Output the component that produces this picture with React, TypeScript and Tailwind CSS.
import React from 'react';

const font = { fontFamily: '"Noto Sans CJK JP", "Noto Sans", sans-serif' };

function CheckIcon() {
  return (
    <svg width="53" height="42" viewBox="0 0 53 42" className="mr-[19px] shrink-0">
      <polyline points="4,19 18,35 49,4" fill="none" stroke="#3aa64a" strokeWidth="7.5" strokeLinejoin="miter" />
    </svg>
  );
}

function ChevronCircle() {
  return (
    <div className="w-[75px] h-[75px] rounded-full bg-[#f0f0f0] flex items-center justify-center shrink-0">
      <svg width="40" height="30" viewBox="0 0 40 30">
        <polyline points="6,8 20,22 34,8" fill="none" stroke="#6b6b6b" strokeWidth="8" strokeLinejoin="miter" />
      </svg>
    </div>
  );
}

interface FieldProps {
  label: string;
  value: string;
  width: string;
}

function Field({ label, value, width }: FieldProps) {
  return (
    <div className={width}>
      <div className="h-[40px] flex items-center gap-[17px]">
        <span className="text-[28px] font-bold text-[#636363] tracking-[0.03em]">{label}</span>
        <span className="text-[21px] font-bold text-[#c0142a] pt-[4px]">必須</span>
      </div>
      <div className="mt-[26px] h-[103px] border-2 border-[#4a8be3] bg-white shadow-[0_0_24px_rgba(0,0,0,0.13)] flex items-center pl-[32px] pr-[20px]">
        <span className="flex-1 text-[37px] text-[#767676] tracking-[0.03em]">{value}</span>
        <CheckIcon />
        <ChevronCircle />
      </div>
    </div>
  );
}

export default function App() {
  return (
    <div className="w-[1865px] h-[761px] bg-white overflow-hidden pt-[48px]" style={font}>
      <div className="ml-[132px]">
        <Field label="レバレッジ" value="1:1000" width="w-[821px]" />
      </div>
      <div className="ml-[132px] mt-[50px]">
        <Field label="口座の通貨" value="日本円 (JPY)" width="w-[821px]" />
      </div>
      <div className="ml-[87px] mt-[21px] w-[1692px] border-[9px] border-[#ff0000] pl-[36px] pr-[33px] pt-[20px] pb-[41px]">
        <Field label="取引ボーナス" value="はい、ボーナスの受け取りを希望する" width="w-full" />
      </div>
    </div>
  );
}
----
> JOB
All of the material above needs to be copied exactly.

> THE SOLUTION
Output the component that produces this picture with React, TypeScript and Tailwind CSS.
import React from 'react';

const font = { fontFamily: '"Noto Sans CJK JP", "Noto Sans", sans-serif' };

function CheckIcon() {
  return (
    <svg width="53" height="42" viewBox="0 0 53 42" className="mr-[19px] shrink-0">
      <polyline points="4,19 18,35 49,4" fill="none" stroke="#3aa64a" strokeWidth="7.5" strokeLinejoin="miter" />
    </svg>
  );
}

function ChevronCircle() {
  return (
    <div className="w-[75px] h-[75px] rounded-full bg-[#f0f0f0] flex items-center justify-center shrink-0">
      <svg width="40" height="30" viewBox="0 0 40 30">
        <polyline points="6,8 20,22 34,8" fill="none" stroke="#6b6b6b" strokeWidth="8" strokeLinejoin="miter" />
      </svg>
    </div>
  );
}

interface FieldProps {
  label: string;
  value: string;
  width: string;
}

function Field({ label, value, width }: FieldProps) {
  return (
    <div className={width}>
      <div className="h-[40px] flex items-center gap-[17px]">
        <span className="text-[28px] font-bold text-[#636363] tracking-[0.03em]">{label}</span>
        <span className="text-[21px] font-bold text-[#c0142a] pt-[4px]">必須</span>
      </div>
      <div className="mt-[26px] h-[103px] border-2 border-[#4a8be3] bg-white shadow-[0_0_24px_rgba(0,0,0,0.13)] flex items-center pl-[32px] pr-[20px]">
        <span className="flex-1 text-[37px] text-[#767676] tracking-[0.03em]">{value}</span>
        <CheckIcon />
        <ChevronCircle />
      </div>
    </div>
  );
}

export default function App() {
  return (
    <div className="w-[1865px] h-[761px] bg-white overflow-hidden pt-[48px]" style={font}>
      <div className="ml-[132px]">
        <Field label="レバレッジ" value="1:1000" width="w-[821px]" />
      </div>
      <div className="ml-[132px] mt-[50px]">
        <Field label="口座の通貨" value="日本円 (JPY)" width="w-[821px]" />
      </div>
      <div className="ml-[87px] mt-[21px] w-[1692px] border-[9px] border-[#ff0000] pl-[36px] pr-[33px] pt-[20px] pb-[41px]">
        <Field label="取引ボーナス" value="はい、ボーナスの受け取りを希望する" width="w-full" />
      </div>
    </div>
  );
}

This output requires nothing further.